-- Start --

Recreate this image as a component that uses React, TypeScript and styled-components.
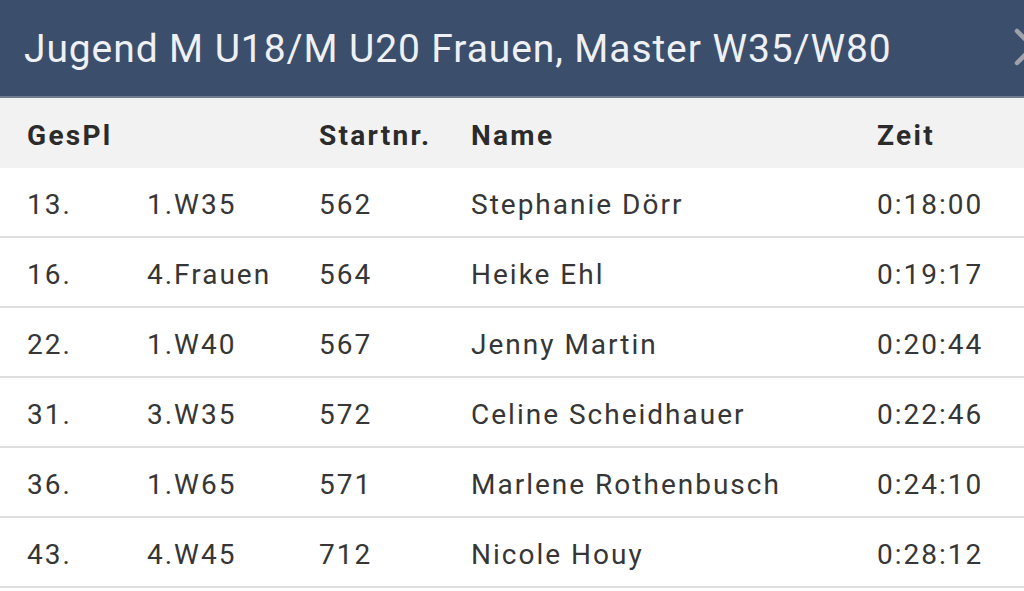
import * as React from "react"
import styled, { createGlobalStyle } from "styled-components"

const GlobalStyle = createGlobalStyle`
    html, body {
        margin: 0;
        padding: 0;
        background: #ffffff;
        overflow: hidden;
    }
    body {
        font-family: Roboto, "Liberation Sans", sans-serif;
    }
`

interface ResultRow {
    gesPl: string;
    klasse: string;
    startnr: string;
    name: string;
    zeit: string;
}

const rows: ResultRow[] = [
    { gesPl: "13.", klasse: "1.W35", startnr: "562", name: "Stephanie Dörr", zeit: "0:18:00" },
    { gesPl: "16.", klasse: "4.Frauen", startnr: "564", name: "Heike Ehl", zeit: "0:19:17" },
    { gesPl: "22.", klasse: "1.W40", startnr: "567", name: "Jenny Martin", zeit: "0:20:44" },
    { gesPl: "31.", klasse: "3.W35", startnr: "572", name: "Celine Scheidhauer", zeit: "0:22:46" },
    { gesPl: "36.", klasse: "1.W65", startnr: "571", name: "Marlene Rothenbusch", zeit: "0:24:10" },
    { gesPl: "43.", klasse: "4.W45", startnr: "712", name: "Nicole Houy", zeit: "0:28:12" },
]

const Page = styled.div`
    width: 1024px;
    height: 591px;
    overflow: hidden;
    display: flex;
    flex-direction: column;
`

const TitleBar = styled.div`
    height: 96px;
    flex-shrink: 0;
    background: #3b4e6c;
    border-bottom: 2px solid #6f7c8f;
    display: flex;
    align-items: center;
    padding-left: 24px;
    position: relative;
    overflow: hidden;
`

const Title = styled.h1`
    margin: 0;
    padding-top: 1px;
    font-size: 39px;
    font-weight: 400;
    letter-spacing: 0.9px;
    color: #eef0f3;
    white-space: nowrap;
`

// close button sits half outside the dialog edge
const CloseIcon = styled.svg`
    position: absolute;
    right: -28px;
    top: 28px;
    width: 38px;
    height: 38px;
`

const Grid = styled.div<{ $head?: boolean }>`
    display: grid;
    grid-template-columns: 120px 172px 152px 406px 1fr;
    align-items: center;
    box-sizing: border-box;
    height: 70px;
    flex-shrink: 0;
    padding: 4px 0 0 27px;
    background: ${p => (p.$head ? "#f2f2f2" : "#ffffff")};
    border-bottom: ${p => (p.$head ? "none" : "2px solid #dedede")};
    font-size: 28px;
    letter-spacing: ${p => (p.$head ? "2.3px" : "2px")};
    color: ${p => (p.$head ? "#2b2b2b" : "#363636")};
    font-weight: ${p => (p.$head ? 700 : 400)};
`

const Cell = styled.div`
    white-space: nowrap;
`

export default function App() {
    return (
        <>
            <GlobalStyle />
            <Page>
                <TitleBar>
                    <Title>Jugend M U18/M U20 Frauen, Master W35/W80</Title>
                    <CloseIcon viewBox="0 0 38 38">
                        <path d="M3 3 L35 35 M35 3 L3 35" stroke="#9ea2aa" strokeWidth="4.5" strokeLinecap="round" />
                    </CloseIcon>
                </TitleBar>
                <Grid $head>
                    <Cell>GesPl</Cell>
                    <Cell></Cell>
                    <Cell>Startnr.</Cell>
                    <Cell>Name</Cell>
                    <Cell>Zeit</Cell>
                </Grid>
                {rows.map(r => (
                    <Grid key={r.startnr}>
                        <Cell>{r.gesPl}</Cell>
                        <Cell>{r.klasse}</Cell>
                        <Cell>{r.startnr}</Cell>
                        <Cell>{r.name}</Cell>
                        <Cell>{r.zeit}</Cell>
                    </Grid>
                ))}
            </Page>
        </>
    )
}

-- End --

The problem: Check each line above for the word "React" and copy the ones that have it.

Completed exercise:
Recreate this image as a component that uses React, TypeScript and styled-components.
import * as React from "react"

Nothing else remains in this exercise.